Single by Summer Walker featuring A Boogie wit da Hoodie

from the album Over It
- Released: September 24, 2019
- Length: 2:23
- Label: LVRN; Interscope;
- Songwriters: Summer Walker; Artist Dubose; London Holmes; Vojtěch Daníček; Kendall Bailey; Aubrey Robinson;
- Producers: London on da Track; Robinson; Bailey; Zane98;

Summer Walker singles chronology
| "Playing Games" (2019) | "Stretch You Out" (2019) | "Triggered (Remix)" (2019) |

A Boogie wit da Hoodie singles chronology
| "Stack It Up" (2019) | "Stretch You Out" (2019) | "Party" (2019) |

Music video
- "Stretch You Out" on YouTube

= Stretch You Out =

2019 single by Summer Walker featuring A Boogie wit da Hoodie

"Stretch You Out" is a song by American singer Summer Walker, released on September 24, 2019 as the second single from her debut studio album Over It (2019). It features American rapper A Boogie wit da Hoodie and was produced by London on da Track, Aubrey Robinson, Roark Bailey and Zane98.

==Content==
The song revolves around a toxic relationship in the past, as Summer Walker criticizes an ex-boyfriend who demanded so much from her but refused to return the favor and compared her to one of his other sexual partners. A Boogie wit da Hoodie describes what he prefers in a relationship with a girl.

==Music video==
The music video was released alongside the single. A neon-lit visual, it depicts Summer Walker as an erotic dancer on a stripper pole, at a club that appears to be empty.
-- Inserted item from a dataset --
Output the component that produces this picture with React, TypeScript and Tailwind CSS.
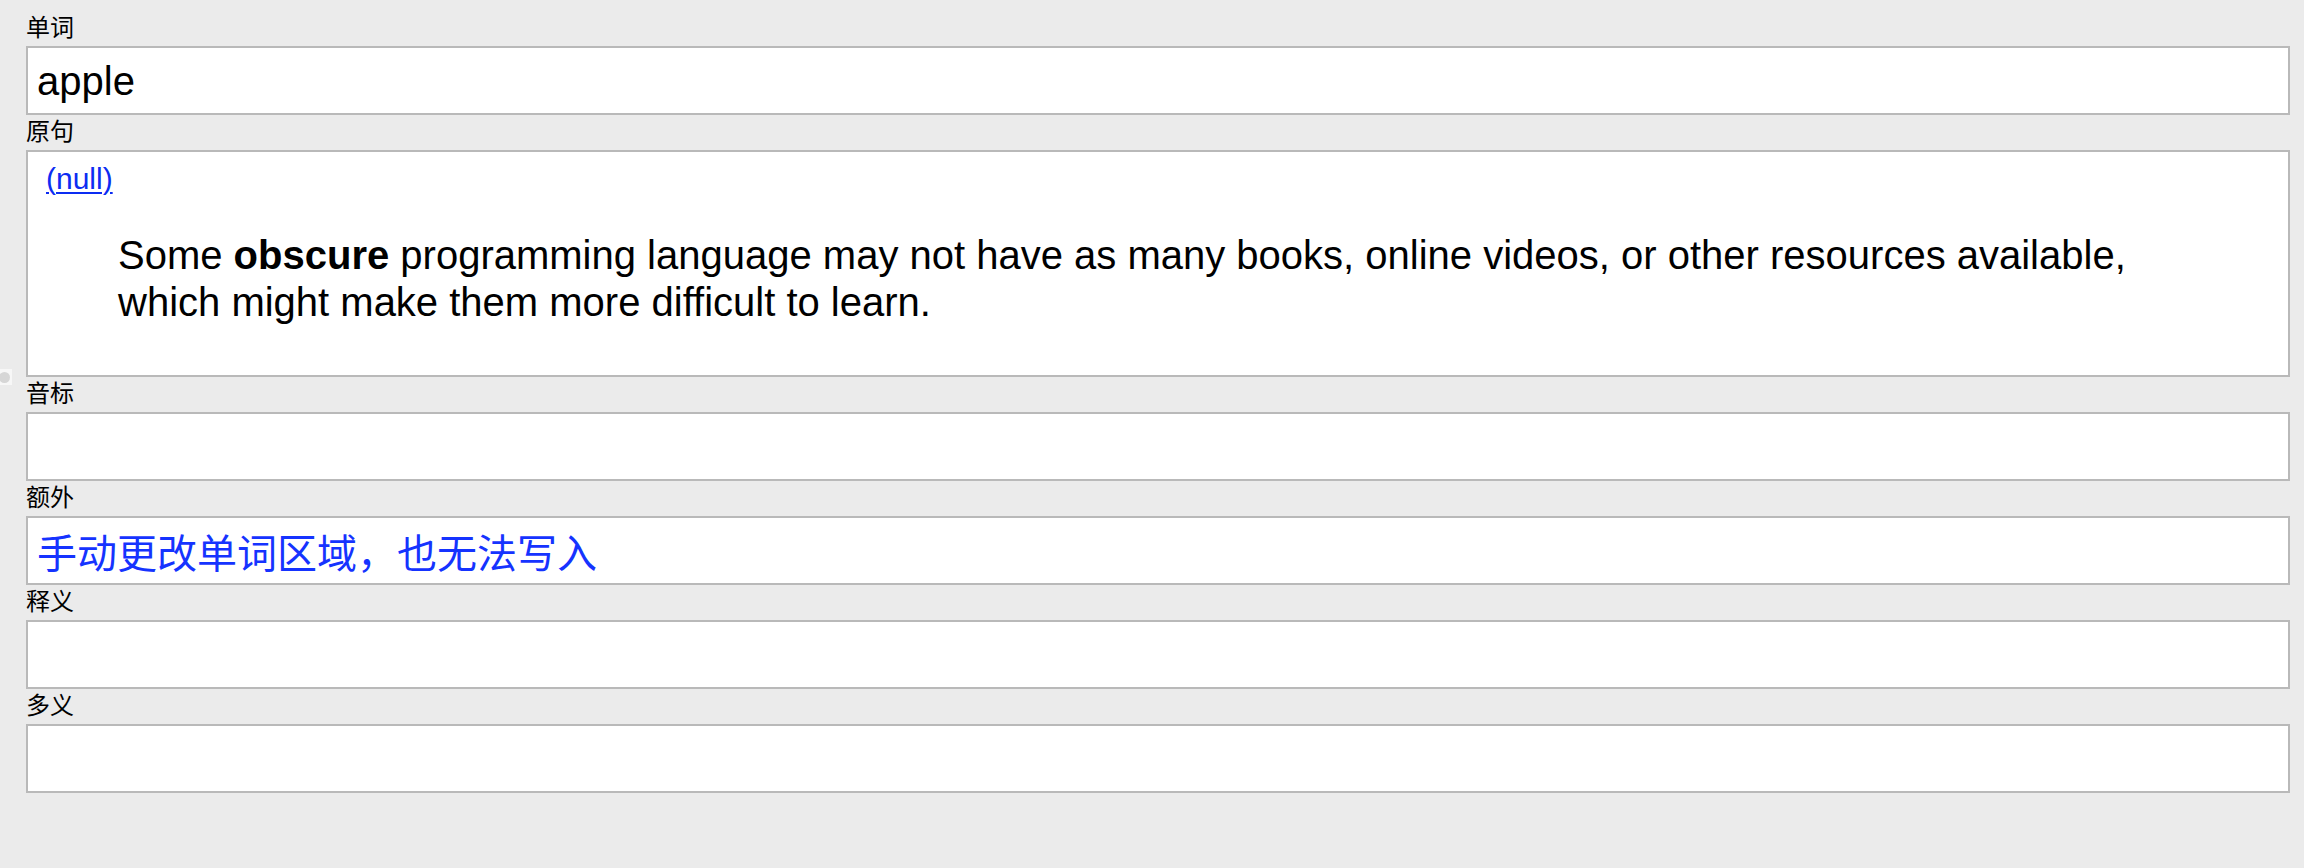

She entertains London on da Track with a private dance and makes a lot of money from him.

==Charts==

| Chart (2019) | Peak position |
|---|---|
| UK Singles (OCC) | 70 |
| US Billboard Hot 100 | 68 |
| US Hot R&B/Hip-Hop Songs (Billboard) | 33 |

==Certifications==

| Region | Certification | Certified units/sales |
| Canada (Music Canada) | Gold | 40,000^{‡} |
| United States (RIAA) | Platinum | 1,000,000^{‡} |
^{‡} Sales+streaming figures based on certification alone.